* _TASK TO COMPLETE_
Without including any images, repeat the data exactly.

* _COLLECTED MATERIAL_
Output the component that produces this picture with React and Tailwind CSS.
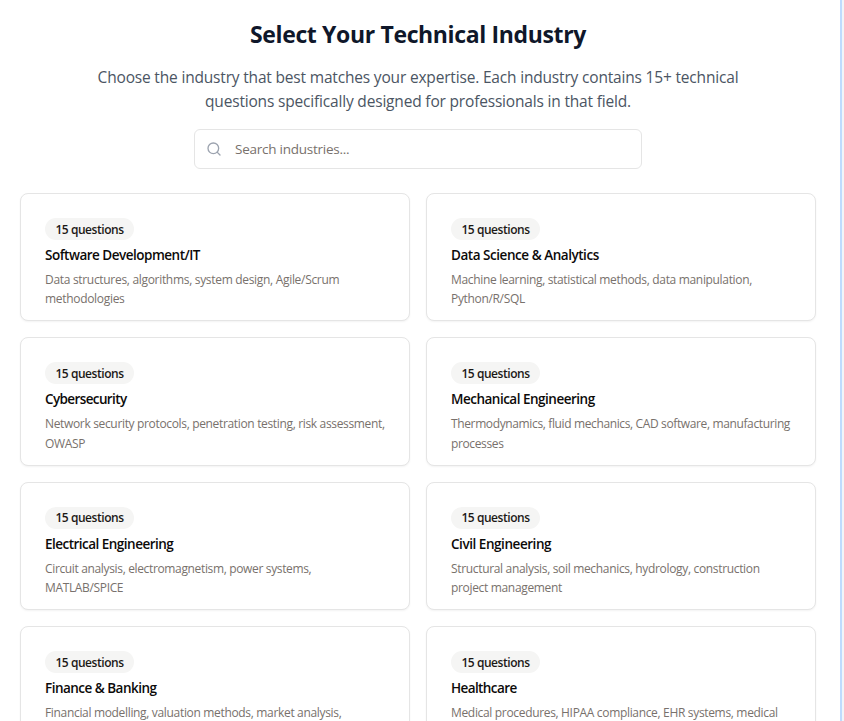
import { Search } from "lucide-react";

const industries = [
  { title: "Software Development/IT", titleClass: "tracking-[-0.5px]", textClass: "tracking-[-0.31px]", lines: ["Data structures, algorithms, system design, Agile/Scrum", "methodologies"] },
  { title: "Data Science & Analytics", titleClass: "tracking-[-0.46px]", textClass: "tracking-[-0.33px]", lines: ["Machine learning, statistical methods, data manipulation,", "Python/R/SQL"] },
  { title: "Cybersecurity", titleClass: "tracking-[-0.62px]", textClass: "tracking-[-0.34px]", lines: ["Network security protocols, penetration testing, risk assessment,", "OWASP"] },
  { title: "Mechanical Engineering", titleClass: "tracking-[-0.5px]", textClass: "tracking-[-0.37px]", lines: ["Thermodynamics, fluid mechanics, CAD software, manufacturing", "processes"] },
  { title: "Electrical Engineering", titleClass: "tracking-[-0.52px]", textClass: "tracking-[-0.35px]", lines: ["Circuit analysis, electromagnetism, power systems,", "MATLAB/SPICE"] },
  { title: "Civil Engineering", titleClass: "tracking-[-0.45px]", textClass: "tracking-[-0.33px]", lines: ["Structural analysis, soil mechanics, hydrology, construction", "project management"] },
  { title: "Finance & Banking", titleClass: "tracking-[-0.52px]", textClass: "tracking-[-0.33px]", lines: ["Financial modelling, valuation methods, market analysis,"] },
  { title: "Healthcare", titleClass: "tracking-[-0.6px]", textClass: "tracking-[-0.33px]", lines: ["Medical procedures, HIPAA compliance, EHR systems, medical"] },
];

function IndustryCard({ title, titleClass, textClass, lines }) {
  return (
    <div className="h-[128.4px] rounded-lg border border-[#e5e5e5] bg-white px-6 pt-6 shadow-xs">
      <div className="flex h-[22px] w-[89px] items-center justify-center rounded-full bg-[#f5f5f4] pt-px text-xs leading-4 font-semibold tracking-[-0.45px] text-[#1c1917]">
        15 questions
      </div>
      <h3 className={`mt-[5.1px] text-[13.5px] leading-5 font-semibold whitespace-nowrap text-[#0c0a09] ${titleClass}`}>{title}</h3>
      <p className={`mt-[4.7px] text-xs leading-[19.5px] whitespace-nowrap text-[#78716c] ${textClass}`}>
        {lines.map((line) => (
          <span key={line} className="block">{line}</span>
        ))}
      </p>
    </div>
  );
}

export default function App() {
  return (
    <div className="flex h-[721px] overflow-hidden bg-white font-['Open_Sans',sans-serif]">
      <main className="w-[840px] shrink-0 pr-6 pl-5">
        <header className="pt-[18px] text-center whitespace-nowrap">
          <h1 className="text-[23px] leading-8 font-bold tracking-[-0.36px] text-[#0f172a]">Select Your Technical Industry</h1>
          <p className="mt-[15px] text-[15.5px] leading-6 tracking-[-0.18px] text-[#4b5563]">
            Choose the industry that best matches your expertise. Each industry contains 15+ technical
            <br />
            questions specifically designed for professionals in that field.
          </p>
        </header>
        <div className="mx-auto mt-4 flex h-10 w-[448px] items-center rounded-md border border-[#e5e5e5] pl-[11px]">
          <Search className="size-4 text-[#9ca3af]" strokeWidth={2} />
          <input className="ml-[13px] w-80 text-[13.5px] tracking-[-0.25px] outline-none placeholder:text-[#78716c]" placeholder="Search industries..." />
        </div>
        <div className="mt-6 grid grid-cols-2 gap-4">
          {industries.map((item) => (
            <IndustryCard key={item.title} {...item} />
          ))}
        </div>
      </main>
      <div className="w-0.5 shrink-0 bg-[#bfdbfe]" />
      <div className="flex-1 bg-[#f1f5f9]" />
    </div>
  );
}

* _WRITTEN REPLY_
Output the component that produces this picture with React and Tailwind CSS.
import { Search } from "lucide-react";

const industries = [
  { title: "Software Development/IT", titleClass: "tracking-[-0.5px]", textClass: "tracking-[-0.31px]", lines: ["Data structures, algorithms, system design, Agile/Scrum", "methodologies"] },
  { title: "Data Science & Analytics", titleClass: "tracking-[-0.46px]", textClass: "tracking-[-0.33px]", lines: ["Machine learning, statistical methods, data manipulation,", "Python/R/SQL"] },
  { title: "Cybersecurity", titleClass: "tracking-[-0.62px]", textClass: "tracking-[-0.34px]", lines: ["Network security protocols, penetration testing, risk assessment,", "OWASP"] },
  { title: "Mechanical Engineering", titleClass: "tracking-[-0.5px]", textClass: "tracking-[-0.37px]", lines: ["Thermodynamics, fluid mechanics, CAD software, manufacturing", "processes"] },
  { title: "Electrical Engineering", titleClass: "tracking-[-0.52px]", textClass: "tracking-[-0.35px]", lines: ["Circuit analysis, electromagnetism, power systems,", "MATLAB/SPICE"] },
  { title: "Civil Engineering", titleClass: "tracking-[-0.45px]", textClass: "tracking-[-0.33px]", lines: ["Structural analysis, soil mechanics, hydrology, construction", "project management"] },
  { title: "Finance & Banking", titleClass: "tracking-[-0.52px]", textClass: "tracking-[-0.33px]", lines: ["Financial modelling, valuation methods, market analysis,"] },
  { title: "Healthcare", titleClass: "tracking-[-0.6px]", textClass: "tracking-[-0.33px]", lines: ["Medical procedures, HIPAA compliance, EHR systems, medical"] },
];

function IndustryCard({ title, titleClass, textClass, lines }) {
  return (
    <div className="h-[128.4px] rounded-lg border border-[#e5e5e5] bg-white px-6 pt-6 shadow-xs">
      <div className="flex h-[22px] w-[89px] items-center justify-center rounded-full bg-[#f5f5f4] pt-px text-xs leading-4 font-semibold tracking-[-0.45px] text-[#1c1917]">
        15 questions
      </div>
      <h3 className={`mt-[5.1px] text-[13.5px] leading-5 font-semibold whitespace-nowrap text-[#0c0a09] ${titleClass}`}>{title}</h3>
      <p className={`mt-[4.7px] text-xs leading-[19.5px] whitespace-nowrap text-[#78716c] ${textClass}`}>
        {lines.map((line) => (
          <span key={line} className="block">{line}</span>
        ))}
      </p>
    </div>
  );
}

export default function App() {
  return (
    <div className="flex h-[721px] overflow-hidden bg-white font-['Open_Sans',sans-serif]">
      <main className="w-[840px] shrink-0 pr-6 pl-5">
        <header className="pt-[18px] text-center whitespace-nowrap">
          <h1 className="text-[23px] leading-8 font-bold tracking-[-0.36px] text-[#0f172a]">Select Your Technical Industry</h1>
          <p className="mt-[15px] text-[15.5px] leading-6 tracking-[-0.18px] text-[#4b5563]">
            Choose the industry that best matches your expertise. Each industry contains 15+ technical
            <br />
            questions specifically designed for professionals in that field.
          </p>
        </header>
        <div className="mx-auto mt-4 flex h-10 w-[448px] items-center rounded-md border border-[#e5e5e5] pl-[11px]">
          <Search className="size-4 text-[#9ca3af]" strokeWidth={2} />
          <input className="ml-[13px] w-80 text-[13.5px] tracking-[-0.25px] outline-none placeholder:text-[#78716c]" placeholder="Search industries..." />
        </div>
        <div className="mt-6 grid grid-cols-2 gap-4">
          {industries.map((item) => (
            <IndustryCard key={item.title} {...item} />
          ))}
        </div>
      </main>
      <div className="w-0.5 shrink-0 bg-[#bfdbfe]" />
      <div className="flex-1 bg-[#f1f5f9]" />
    </div>
  );
}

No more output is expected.